"Ir à Lua aprender" - artigo de Eduardo Sá
"1. A escola magoou-me, quase todos os dias. E foi por isso que só muito tarde descobri que ela podia ser a minha casa. Nunca percebi porque é que a gramática tinha de se aprender com lágrimas. E porque é que, se tínhamos de ser amigos uns dos outros, a Irmã Camila nos batia para aprendermos a escrever sem erros, no ditado. Para mim, o melhor das aulas era estar na Lua. Mentia, fazendo de conta que estudava os verbos ou a tabuada e, debruçando a cabeça sobre a mesa, fazia de cada pensamento um foguetão. Reconheço que ainda hoje não entendo porque é que pensar é estar na Lua. Mas, sempre que podia, fugia para lá. Eu nem gostava por aí além de andar na Lua. Mas gostava muito menos de estar nas aulas. Olhando para trás, acho que mentíamos todos um bocadinho uns aos outros: a Irmã Camila achava que se nos lembrávamos das coisas era porque talvez as soubéssemos; e nós, ao repeti-las sem as percebermos, fazíamos de conta que ela tinha razão. Foi por isso que quando entoei, a meio do exame da terceira classe, o nome de todos os astronautas da Apolo IX, e escutei um zurzir de pasmo atrás de mim, fiquei preocupado. Na verdade, nunca tinha imaginado que uns senhores vestidos de branco, aos saltinhos pela Lua, fossem uma festa para tanta gente. E, ao ver os olhos humedecidos dos meus pais, compreendi que os adultos são demasiado imprevisíveis (porque supunha que os faria mais felizes com a matemática, por exemplo). Foi então que comecei a achar que o grande problema de me perder na Lua não passava tanto por fugir para lá. Mas, ao contrário dos astronautas da Apolo IX, por andar – Lua-a-baixo, Lua-a-cima – sozinho, em silêncio e às escondidas. Mais tarde, ao jogar futebol com a Irmã, rasteirei-a. Sem querer, suponho. Mas ainda a tempo de perceber que a desculpava. (Apesar de todas as vezes em que foi injusta e batia ao Gaspar, como se ele só pudesse aprender com muitas dores e quase nunca a brincar e sem dar por isso.) E a tempo de gostar dela. Quando ela me estimava eu ia à Lua. Agora, mais às claras. De mão dada na dela. E foi assim que, aos poucos, a escola passou a ser também a minha casa. Hoje, não sei se o primeiro passo na Lua representou um salto para a Humanidade mas, para mim, transformou o exame da terceira classe no meu primeiro dia de escola.

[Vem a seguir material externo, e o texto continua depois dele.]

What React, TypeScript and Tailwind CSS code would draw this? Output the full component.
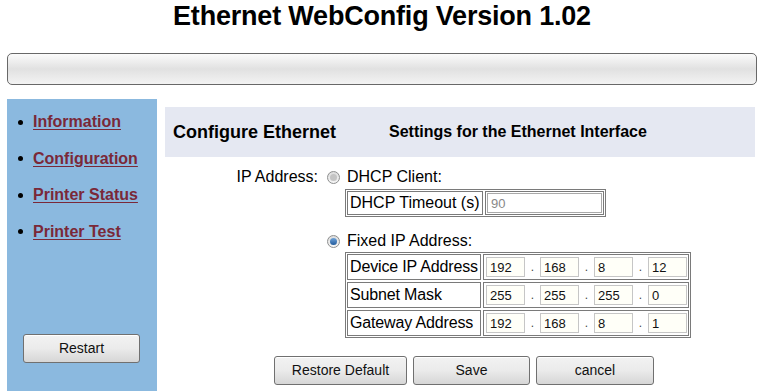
import { useState } from 'react';

const navItems = ['Information', 'Configuration', 'Printer Status', 'Printer Test'];

const ipRows = [
  { label: 'Device IP Address', parts: ['192', '168', '8', '12'] },
  { label: 'Subnet Mask', parts: ['255', '255', '255', '0'] },
  { label: 'Gateway Address', parts: ['192', '168', '8', '1'] },
];

const Radio = ({ checked, onClick }: { checked: boolean; onClick: () => void }) => (
  <span
    onClick={onClick}
    className="w-[13px] h-[13px] rounded-full border border-[#8e8f8f] bg-gradient-to-b from-[#dcdcdc] to-[#f6f6f6] flex items-center justify-center cursor-pointer shrink-0"
  >
    {checked ? (
      <span className="w-[7px] h-[7px] rounded-full bg-gradient-to-b from-[#6fa3d8] to-[#1f5a9c]" />
    ) : (
      <span className="w-[7px] h-[7px] rounded-full bg-[#c4c4c4]" />
    )}
  </span>
);

const GreyButton = ({ label, width }: { label: string; width: string }) => (
  <button
    className={`${width} h-[29px] rounded-[3px] border border-[#707070] bg-gradient-to-b from-[#f2f2f2] via-[#ebebeb] to-[#d6d6d6] text-[14px] text-[#111] shadow-[inset_0_1px_0_#fff]`}
  >
    {label}
  </button>
);

export default function App() {
  const [mode, setMode] = useState<'dhcp' | 'fixed'>('fixed');

  return (
    <div className="w-[764px] h-[391px] overflow-hidden bg-white font-['Liberation_Sans',Arial,sans-serif] text-black">
      <h1 className="pt-[3px] text-center text-[27px] leading-[27px] font-bold tracking-[-0.2px]">
        Ethernet WebConfig Version 1.02
      </h1>

      <div className="mt-[23px] mx-[7px] h-[32px] rounded-[5px] border border-[#686868] bg-gradient-to-b from-[#fbfbfb] via-[#e1e1e1] to-[#f3f3f3]" />

      <div className="mt-[14px] flex">
        {/* side menu */}
        <div className="ml-[7px] w-[150px] h-[292px] bg-[#8bb9df] flex flex-col pt-[13px] pb-[28px]">
          <ul className="flex flex-col gap-[16.5px]">
            {navItems.map((item) => (
              <li key={item} className="flex items-center h-[20px]">
                <span className="ml-[11px] mr-[10px] w-[5px] h-[5px] rounded-full bg-black" />
                <a href="#" className="text-[16px] font-bold text-[#7a2838] underline underline-offset-2">
                  {item}
                </a>
              </li>
            ))}
          </ul>
          <div className="mt-auto pl-[16px]">
            <GreyButton label="Restart" width="w-[117px]" />
          </div>
        </div>

        {/* main area */}
        <div className="ml-[8px] mt-[8px] flex-1">
          <div className="w-[590px] h-[50px] bg-[#e5e8f2] flex items-center pl-[8px]">
            <span className="w-[216px] text-[18px] font-bold">Configure Ethernet</span>
            <span className="text-[16px] font-bold">Settings for the Ethernet Interface</span>
          </div>

          <div className="mt-[11px] text-[16px] leading-[18px]">
            <div className="flex items-center">
              <span className="w-[153px] text-right">IP Address:</span>
              <span className="ml-[9px]">
                <Radio checked={mode === 'dhcp'} onClick={() => setMode('dhcp')} />
              </span>
              <span className="ml-[7px]">DHCP Client:</span>
            </div>

            <div className="ml-[180px] mt-[3px] w-[261px] border border-[#7a7a7a] p-[1px] flex gap-[2px]">
              <div className="w-[136px] h-[24px] border border-[#7a7a7a] flex items-center pl-[2px] whitespace-nowrap">
                DHCP Timeout (s)
              </div>
              <div className="flex-1 h-[24px] border border-[#7a7a7a] flex items-center px-[1px]">
                <input
                  defaultValue="90"
                  disabled
                  className="w-full h-[20px] border border-[#a9a9a9] bg-white text-[13px] text-[#888] px-[3px] outline-none"
                />
              </div>
            </div>

            <div className="flex items-center mt-[15px]">
              <span className="ml-[162px]">
                <Radio checked={mode === 'fixed'} onClick={() => setMode('fixed')} />
              </span>
              <span className="ml-[7px]">Fixed IP Address:</span>
            </div>

            <div className="ml-[180px] mt-[2px] w-[346px] border border-[#7a7a7a] p-[1px] flex flex-col gap-[2px]">
              {ipRows.map((row) => (
                <div key={row.label} className="flex gap-[2px]">
                  <div className="w-[136px] h-[26px] border border-[#7a7a7a] flex items-center pl-[2px] whitespace-nowrap overflow-hidden tracking-[-0.15px]">
                    {row.label}
                  </div>
                  <div className="flex-1 h-[26px] border border-[#7a7a7a] flex items-center pl-[2px] pr-[1px]">
                    {row.parts.map((p, i) => (
                      <div key={i} className="flex items-center">
                        {i > 0 && <span className="w-[15px] text-center text-[12px] text-[#444]">.</span>}
                        <input
                          defaultValue={p}
                          className="w-[39px] h-[20px] border border-[#c6c6c6] bg-[#fffff8] text-[13px] text-[#111] px-[3px] outline-none"
                        />
                      </div>
                    ))}
                  </div>
                </div>
              ))}
            </div>
          </div>

          <div className="mt-[18px] pl-[109px] flex gap-[6px]">
            <GreyButton label="Restore Default" width="w-[133px]" />
            <GreyButton label="Save" width="w-[117px]" />
            <GreyButton label="cancel" width="w-[118px]" />
          </div>
        </div>
      </div>
    </div>
  );
}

2. É importante falarmos da escola com justeza. Porque são de menos as pessoas que, na escola, se surpreendem com magia. São de menos as histórias que as comovem. E são de menos os conhecimentos que as divertem, as remexem e as arrumam. É por isso que devemos dizer que não é verdade que a escola seja um lugar ameno e divertido onde caiba toda a gente: os cobardes e os audazes; os atinados e os rebeldes; os preguiçosos e os tenazes. E que não é verdade que, à parte do cheiro dos livros quando são novos, eles se tornem apetitosos e que apeteça folheá-los. E que seja gostoso acordar para a escola todos os dias, a não ser quando se tem uma visita de estudo, um torneio seja do que for ou no último dia das aulas. E que não é verdade que os professores sejam, todos eles, amigos do conhecimento e que o acarinhem. E que percebam das crianças: imaginem como elas pensam, que sintam o seu olhar e o interpretem e que as ajudem a descobrir que somos sábios sempre que descobrimos, dum jeito mais simples, para que serve tudo aquilo que sabemos. Não é verdade que a escola acarinhe a curiosidade e aconchegue os pensamentos, os vista com palavras e ensine que falar ajuda a conhecer. E que seja amiga das conversas. Que acarinhe as contradições e as ligue umas nas outras, e desafie para compreender (que é o contrário de condescender). E que impeça de se repetir a mesma solução enquanto não se descubram novos problemas. E que não permita que se deslinde, porque conhecer é alindar. E não deixe que ninguém caia em si, só por acaso, porque quem não aprende de dentro para fora não desvenda: só se enfeitiça. Não é verdade que as crianças fiquem mais sábias com a escola. E que se tornem mais transparentes, mais verdadeiras e mais bonitas. E que, depois de cada descoberta, só lhes apeteça correr para o futuro. Em resumo, as crianças não gostam da escola quando a escola não gosta das crianças. Isto é: se eu mandasse, só devia aprender quem fosse à Lua!"